# Data integration

## What is data integration?

Nuvolos is not just an online computer lab — it is also a data platform. Data integration in Nuvolos ensures that educators and researchers can access and work with data efficiently as part of their regular workflow. Key capabilities include:

* **Native application access** — data can be queried directly from Nuvolos applications (Python, R, Stata, etc.).
* **External access** — data can be accessed from non-Nuvolos applications via standard connectors and tokens.
* **Scalable storage** — data is stored in a cloud-based, SQL-compliant data warehouse (the Scientific Data Warehouse, built on [Snowflake](https://www.snowflake.com)).
* **Access control** — access to licensed or sensitive data can be controlled at the organisation and space level.
* **Add-on databases** — applications can be extended with [add-on](https://docs.nuvolos.com/features/applications/add-ons) sidecar services such as PostgreSQL, MongoDB, MariaDB, Redis, Neo4j, OpenSearch, and PostGIS for use cases that require a dedicated database engine.
* **Standalone database servers** — you can run separate database server applications on Nuvolos and connect to them securely via Nuvolos networking. Depending on the application's visibility settings, a database server can be accessible within an instance, across an entire space, or organisation-wide. See [Connecting to apps from other applications](https://docs.nuvolos.com/applications/configuring-applications#connecting-to-apps-from-other-applications) for configuration details.

For details on connecting to data, uploading tables, and running queries, see [Database integration](https://docs.nuvolos.com/features/database-integration).

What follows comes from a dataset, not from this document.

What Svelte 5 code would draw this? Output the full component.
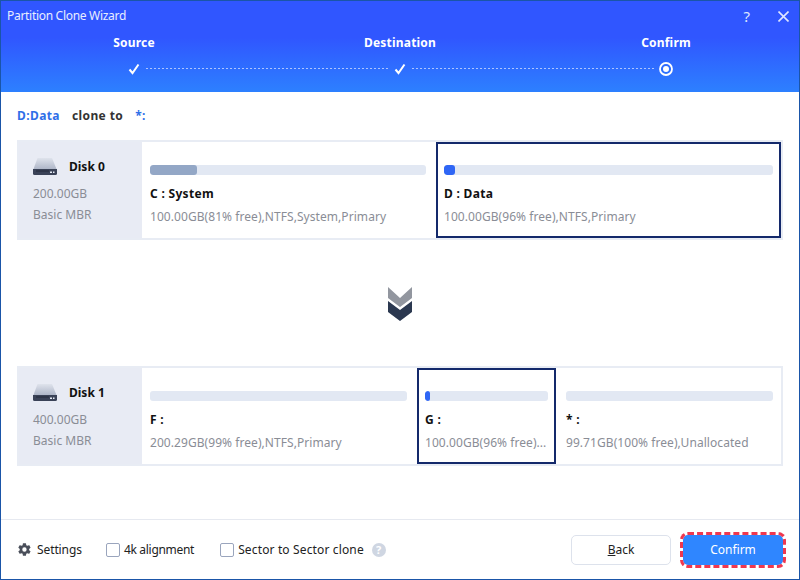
<script>
	const steps = [
		{ name: 'Source', state: 'done' },
		{ name: 'Destination', state: 'done' },
		{ name: 'Confirm', state: 'current' }
	];

	const disks = [
		{
			name: 'Disk 0',
			size: '200.00GB',
			type: 'Basic MBR',
			parts: [
				{ label: 'C : System', info: '100.00GB(81% free),NTFS,System,Primary', width: 292, used: 17, fill: 'grey' },
				{ label: 'D : Data', info: '100.00GB(96% free),NTFS,Primary', width: 345, used: 3.300, fill: 'blue', selected: true }
			]
		},
		{
			name: 'Disk 1',
			size: '400.00GB',
			type: 'Basic MBR',
			parts: [
				{ label: 'F :', info: '200.29GB(99% free),NTFS,Primary', width: 273, used: 0 },
				{ label: 'G :', info: '100.00GB(96% free)...', width: 139, used: 4, fill: 'blue', selected: true },
				{ label: '* :', info: '99.71GB(100% free),Unallocated', width: 223, used: 0 }
			]
		}
	];
</script>

{#snippet diskRow(disk)}
	<div class="disk">
		<div class="disk-info">
			<div class="disk-title">
				<svg width="24" height="17" viewBox="0 0 24 17">
					<defs>
						<linearGradient id="hdd" x1="0" y1="0" x2="0" y2="1">
							<stop offset="0" stop-color="#dfe3ec" />
							<stop offset="1" stop-color="#aeb6c8" />
						</linearGradient>
					</defs>
					<path d="M4.500 0h14.500L23.500 11H.5z" fill="url(#hdd)" />
					<path d="M0 11h24v4.500a1.500 1.500 0 0 1-1.500 1.500H1.500A1.500 1.500 0 0 1 0 15.500z" fill="#3a4257" />
					<rect x="3" y="12.500" width="13" height="1" fill="#23293a" />
					<rect x="17" y="13.500" width="2" height="1.500" fill="#e8edf7" />
					<rect x="20" y="13.500" width="1.500" height="1.500" fill="#e8edf7" />
				</svg>
				<b>{disk.name}</b>
			</div>
			<div class="disk-meta">{disk.size}</div>
			<div class="disk-meta">{disk.type}</div>
		</div>
		{#each disk.parts as part}
			<div class="part" class:selected={part.selected} style="width: {part.width}px">
				<div class="bar">
					{#if part.used}
						<div class="bar-fill {part.fill}" style="width: {part.used}%"></div>
					{/if}
				</div>
				<div class="part-label">{part.label}</div>
				<div class="part-info">{part.info}</div>
			</div>
		{/each}
	</div>
{/snippet}

<div class="window">
	<header class="head">
		<div class="title-row">
			<span class="title">Partition Clone Wizard</span>
			<div class="win-btns">
				<span class="help">?</span>
				<svg width="11" height="11" viewBox="0 0 11 11">
					<path d="M.5 .5l10 10M10.500 .5l-10 10" stroke="#dfe6ff" stroke-width="1.600" fill="none" />
				</svg>
			</div>
		</div>
		<div class="steps">
			{#each steps as step, i}
				<div class="step">
					<div class="step-name">{step.name}</div>
					<div class="step-mark">
						{#if step.state === 'done'}
							<svg width="12" height="12" viewBox="0 0 12 12">
								<path d="M1.500 6.500L4.500 10L10.500 1.500" stroke="#fff" stroke-width="2" fill="none" />
							</svg>
						{:else}
							<svg width="16" height="16" viewBox="0 0 16 16">
								<circle cx="8" cy="8" r="6" stroke="#fff" stroke-width="1.800" fill="none" />
								<circle cx="8" cy="8" r="3" fill="#fff" />
							</svg>
						{/if}
					</div>
				</div>
				{#if i < steps.length - 1}
					<div class="dots"></div>
				{/if}
			{/each}
		</div>
	</header>

	<div class="content">
		<div class="summary">
			<span class="blue-text">D:Data</span>
			<span>clone to</span>
			<span class="blue-text">*:</span>
		</div>

		{@render diskRow(disks[0])}

		<div class="arrow">
			<svg width="24" height="34" viewBox="0 0 24 34">
				<path d="M0 0L12 11L24 0V11L12 20L0 11z" fill="#92969f" />
				<path d="M0 14L12 23L24 14V25L12 34L0 25z" fill="#2b3850" />
			</svg>
		</div>

		{@render diskRow(disks[1])}
	</div>

	<footer class="foot">
		<div class="opt settings">
			<svg width="15" height="15" viewBox="0 0 24 24">
				<path fill="#4a4f5a" d="M19.400 13c.04-.33.06-.66.06-1s-.02-.67-.06-1l2.100-1.650a.5.5 0 0 0 .12-.64l-2-3.460a.5.5 0 0 0-.61-.22l-2.490 1a7.300 7.300 0 0 0-1.730-1l-.38-2.650A.5.5 0 0 0 13.900 2h-4a.5.500 0 0 0-.49.42l-.38 2.650c-.62.25-1.200.59-1.730 1l-2.490-1a.5.5 0 0 0-.61.22l-2 3.460a.5.5 0 0 0 .12.64L4.420 11c-.04.33-.06.67-.06 1s.02.67.06 1l-2.100 1.650a.5.5 0 0 0-.12.64l2 3.460c.12.22.39.3.61.22l2.490-1c.53.41 1.110.75 1.730 1l.38 2.650c.04.24.25.42.49.42h4c.24 0 .45-.18.49-.42l.38-2.650c.62-.25 1.200-.59 1.730-1l2.490 1c.22.08.49 0 .61-.22l2-3.460a.5.5 0 0 0-.12-.64zM11.900 15.500a3.500 3.500 0 1 1 0-7 3.500 3.500 0 0 1 0 7z" />
			</svg>
			<span>Settings</span>
		</div>
		<div class="opt align"><span class="check"></span><span>4k alignment</span></div>
		<div class="opt sector"><span class="check"></span><span>Sector to Sector clone</span><span class="tip">?</span></div>
		<div class="buttons">
			<button class="btn back"><u>B</u>ack</button>
			<button class="btn confirm">Confirm</button>
		</div>
	</footer>
</div>

<style>
	:global(body) {
		margin: 0;
	}

	.window {
		width: 800px;
		height: 580px;
		box-sizing: border-box;
		border: 1px solid #1a55a8;
		display: flex;
		flex-direction: column;
		background: #fff;
		font-family: "Noto Sans", sans-serif;
		font-size: 12px;
		color: #222;
		overflow: hidden;
	}

	.head {
		height: 91px;
		flex: none;
		background: linear-gradient(180deg, #3056ff 0%, #3056ff 40%, #2d80ff 100%);
		color: #fff;
	}

	.title-row {
		height: 30px;
		display: flex;
		align-items: center;
		justify-content: space-between;
		padding: 0 10px 0 6px;
	}

	.title {
		color: #e8edff;
		letter-spacing: -0.3px;
		margin-top: -1px;
	}

	.win-btns {
		display: flex;
		align-items: center;
		gap: 28px;
	}

	.help {
		font-size: 15px;
		color: #dfe6ff;
	}

	.steps {
		display: flex;
		padding: 4px 0 0 133px;
	}

	.step {
		width: 0;
		display: flex;
		flex-direction: column;
		align-items: center;
	}

	.step-name {
		font-weight: bold;
		white-space: nowrap;
		height: 24px;
		line-height: 16px;
		letter-spacing: 0.2px;
	}

	.step-mark {
		height: 20px;
		display: flex;
		align-items: center;
	}

	.dots {
		width: 242px;
		height: 1px;
		margin: 33px 12px 0;
		background: repeating-linear-gradient(90deg, #aec3ff 0 2px, transparent 2px 4px);
	}

	.content {
		flex: 1;
		padding: 0 16px;
	}

	.summary {
		height: 48px;
		box-sizing: border-box;
		padding-bottom: 2px;
		display: flex;
		align-items: center;
		gap: 12px;
		font-weight: bold;
		color: #333;
		letter-spacing: 0.4px;
	}

	.blue-text {
		color: #2f6fe8;
	}

	.disk {
		display: flex;
		height: 100px;
		box-sizing: border-box;
		border: 2px solid #e8ecf4;
	}

	.disk-info {
		width: 123px;
		flex: none;
		box-sizing: border-box;
		background: #e8ebf4;
		padding: 16px 0 0 14px;
		color: #8a8d96;
	}

	.disk-title {
		display: flex;
		align-items: center;
		gap: 12px;
		color: #111;
		margin-bottom: 8px;
	}

	.disk-meta {
		height: 21px;
		line-height: 21px;
	}

	.part {
		box-sizing: border-box;
		flex: none;
		padding: 21px 6px 0;
		border: 2px solid transparent;
		background: #fff;
	}

	.part.selected {
		border-color: #14296b;
		margin-left: 2px;
	}

	.part.selected + .part {
		margin-left: 2px;
	}

	.bar {
		height: 10px;
		background: #e2e8f3;
		border-radius: 3px;
		overflow: hidden;
	}

	.bar-fill {
		height: 100%;
		border-radius: 3px;
	}

	.bar-fill.grey {
		background: #93a7c6;
	}

	.bar-fill.blue {
		background: #2f66f5;
	}

	.part-label {
		margin-top: 11px;
		font-weight: bold;
		color: #111;
		height: 16px;
		line-height: 16px;
		letter-spacing: 0.3px;
	}

	.part-info {
		margin-top: 6px;
		color: #8a8d96;
		white-space: nowrap;
		letter-spacing: 0.06px;
	}

	.arrow {
		height: 126px;
		box-sizing: border-box;
		padding-top: 2px;
		display: flex;
		align-items: center;
		justify-content: center;
	}

	.foot {
		height: 60px;
		flex: none;
		box-sizing: border-box;
		border-top: 1px solid #e6e9f0;
		display: flex;
		align-items: center;
		padding: 0 16px;
		gap: 24px;
	}

	.opt {
		display: flex;
		align-items: center;
		gap: 4px;
	}

	.settings {
		gap: 5px;
	}

	.settings span {
		letter-spacing: -0.1px;
	}

	.align span {
		letter-spacing: -0.3px;
	}

	.sector {
		margin-left: 2px;
		letter-spacing: 0.14px;
	}

	.check {
		width: 12px;
		height: 12px;
		border: 1px solid #9aa5bd;
		border-radius: 2px;
	}

	.tip {
		width: 14px;
		height: 14px;
		margin-left: 4px;
		border-radius: 50%;
		background: #cfd6e2;
		color: #fff;
		font-weight: bold;
		font-size: 11px;
		text-align: center;
		line-height: 14px;
	}

	.buttons {
		margin-left: auto;
		display: flex;
		gap: 12px;
	}

	.btn {
		font: inherit;
		width: 100px;
		height: 30px;
		border-radius: 5px;
		padding: 0;
	}

	.back {
		background: #fff;
		border: 1px solid #dde2ec;
		color: #222;
	}

	.confirm {
		background: #2f86ff;
		border: none;
		color: #fff;
		outline: 3px dashed #f0384f;
		outline-offset: 0;
	}
</style>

## Why is data integration useful?

Data integration enables workflows in research and education that go beyond simple file sharing.

### Data is accessible

Nuvolos makes it possible to fine-tune access to data at both the organisation and project level. Organisation-wide public data is viewable by any member, and restricted datasets can be made available only to specified users.

### Data is annotated

Nuvolos supports adding table and column descriptions to your data. This aids documentation and makes projects easier to reuse. You can add descriptions through the [Tables view](https://docs.nuvolos.com/features/database-integration/view-tables) or programmatically via SQL.

### Data is vintaged

You can maintain multiple point-in-time versions (*vintages*) of a dataset. For example, if a data provider updates a financial dataset quarterly, you can store each quarterly release as a separate vintage. This lets you reference the exact data that was available when you ran an analysis, which is essential for replicability. Vintages are created using the [snapshot feature](https://docs.nuvolos.com/features/snapshots) and stored in [dataset spaces](https://docs.nuvolos.com/features/database-integration/create-datasets).

### Data can be distributed

If you need data from a dataset in your own space, you can use [distribution](https://docs.nuvolos.com/features/nuvolos-basic-concepts/distribution) to copy only the tables and files you need, rather than duplicating entire datasets.